Evaluation will be exempt from the foregoing pitfalls if it systematically links teacher evaluation and staff development (Marshall, 2005). Marshall believes that evaluation facilitates teacher growth if it is based on multiple sources of data, includes clear, relevant, and meaningful performance criteria, focuses on peer assistance and teacher goal setting, and fosters mutual trust between the teacher and evaluator.

Evaluation can be limiting if it is judgmental. It can be limited if it is based on a single source of data. For instance, in some universities such as Iranian universities, evaluation is mainly based on students' views. To provide a better picture of teaching performance, students' views should be juxtaposed to the review of teachers' lesson plans (Stronge, 2007), classroom observations (Mujis, 2006), self-assessments (Uhlenbeck, Verloop, & Beijaard, 2002), portfolio assessments (Brandt et al., 2007), student achievement data in standardized tests (Brandt et al.), and student work-sample reviews (Mujis). Though useful as a source of information, each of the foregoing methods of teacher evaluation has its own limitations.

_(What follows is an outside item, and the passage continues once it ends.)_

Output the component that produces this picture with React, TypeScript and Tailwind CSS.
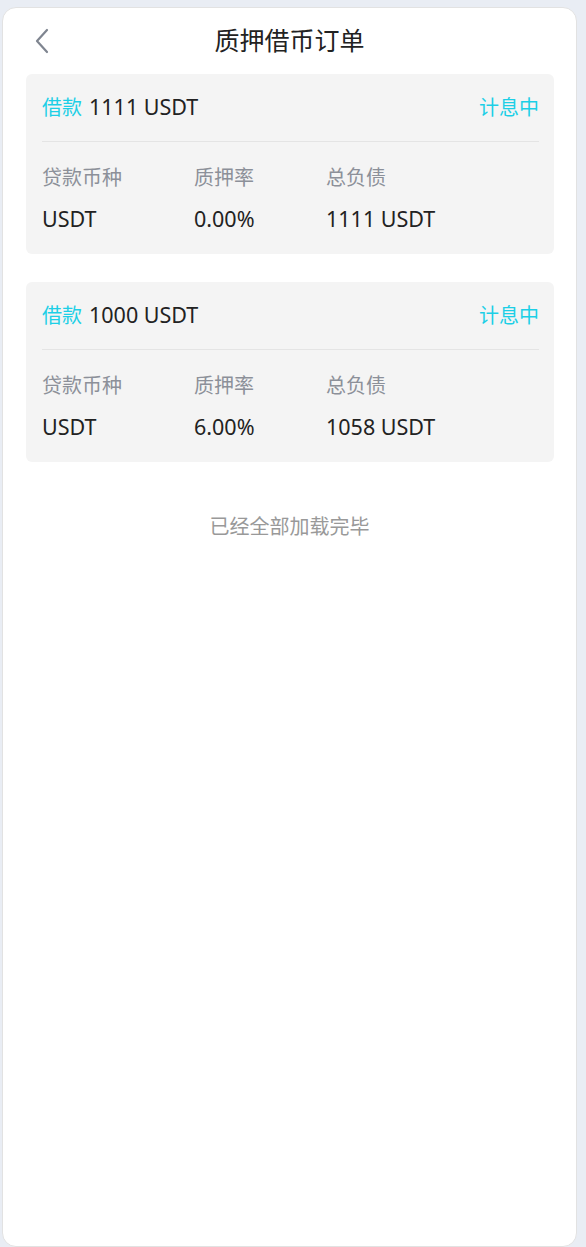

1. Review of lesson plans: planning is a window to teacher preparation and correlates with student learning (Stronge, 2007), but lesson plans are adjusted during their implementation. Thus, assessment of plans cannot account for the quality and appropriateness of adjustments.

2. Classroom observations: observation captures information about what actually occurs in the classroom (Mujis, 2006), but poorly trained observers and brief observations are usually biased (Shanon, 1991).